実際に船通勤している人に、感想を聞くため、平日の朝に週2回運行している晴海〜日の出間の発着場を訪れた。
晴海〜日の出航路利用者:
出勤ですね。使えるときはなるべく使うようにしている。渋滞もないですし、比較的空いているので、座って行けますし、すごくいい。
晴海〜日の出航路利用者:
便利ですね。たまたま通勤が浜松町なので、本数が増えてもらいたいなと思います。
晴海〜日の出航路利用者:
月に2回とか3回とか(利用)。同じ時間だったら、地下鉄よりこっちの方が気持ちいいので船にしています。
高い運賃に天候の影響…課題残る船通勤
イット!のスタジオでは…
青井実キャスター:
山口さん、船通勤気持ち良さそうでしたね?

SPキャスター山口真由:
川べりで読書する人って多いし、職場とか家庭のプレッシャーからリフレッシュする機会になるのかななんて思ったり。

青井キャスター:
ただ、本数が少ないとかありましたけど。
SPキャスター山口真由さん:
値段も気になります。
実は今回開設された航路は、これまでとは少し状況が違う。
14日から導入される五反田と天王洲間の所要時間は約35分。運賃は900円だが、電車だと、山手線とりんかい線を乗り継いでも15分程度で到着。運賃も約420円で済む。

実は船通勤だと時間も費用も倍以上かかってしまうのだ。
一方、すでに運行されている晴海〜日の出ルートでは、電車などを使うと30分以上かかる時間が、船だと、わずか5分。
しかも、船には屋根がないため天候によっては運行できないこともある。

これも踏まえて、街の皆さんに船通勤をどう思うか聞いた。
街の声:
五反田から天王洲か。面白いが通勤はちょっとね。電車の方が絶対早い。価格がリーズナブルであれば。あと運行時間。それによっては良いと思いますね。
街の声:
仕事では全く使わないけど、天王洲アイル方向のイベントがあれば乗ってみたいと思います。

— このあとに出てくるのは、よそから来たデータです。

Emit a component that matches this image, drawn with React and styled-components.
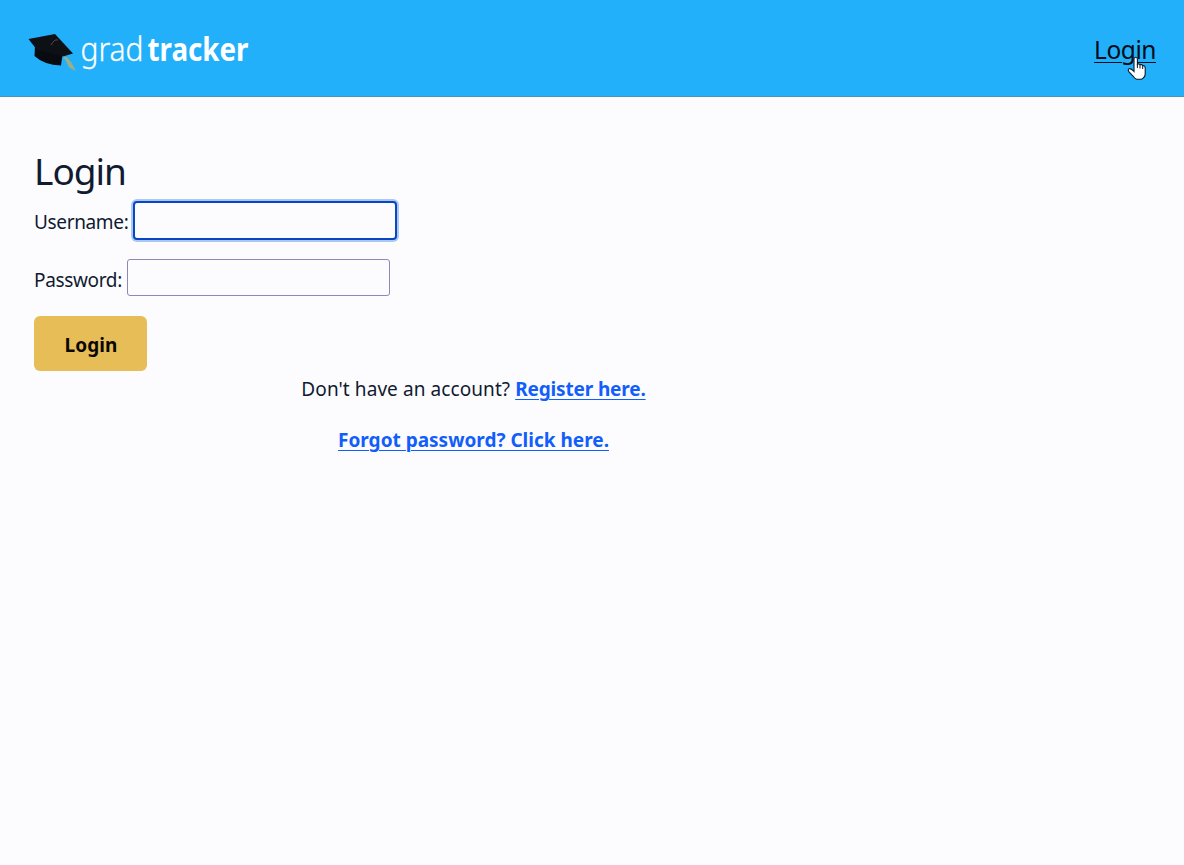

そうした中であっても、道路網や鉄道も成熟している都市・東京に、なぜさらに船の航路を増やすのか。都の担当者にどんな狙いがあるのか聞いた。
都の担当者:
船は混雑や渋滞を回避して快適に移動できる。観光だけでなく、日常的なものにまで広げて周囲の活性化を図り、水辺の賑わいに繋げたい。
さらに12日、小池知事は、船による交通や輸送の発展の意義を次のように説明している。

東京都・小池知事:
川を有効利用することにより、人の流れや渋滞、混雑を避ける防災の際の緊急のツールとして有効に活用する。3つの路線が開始されることで様々な発展形が考えられる。より活性化させていきたい。
まだまだ観光色が強い船通勤だが、防災にも役立つ可能性を秘めているという。今後、定着していくのか注目だ。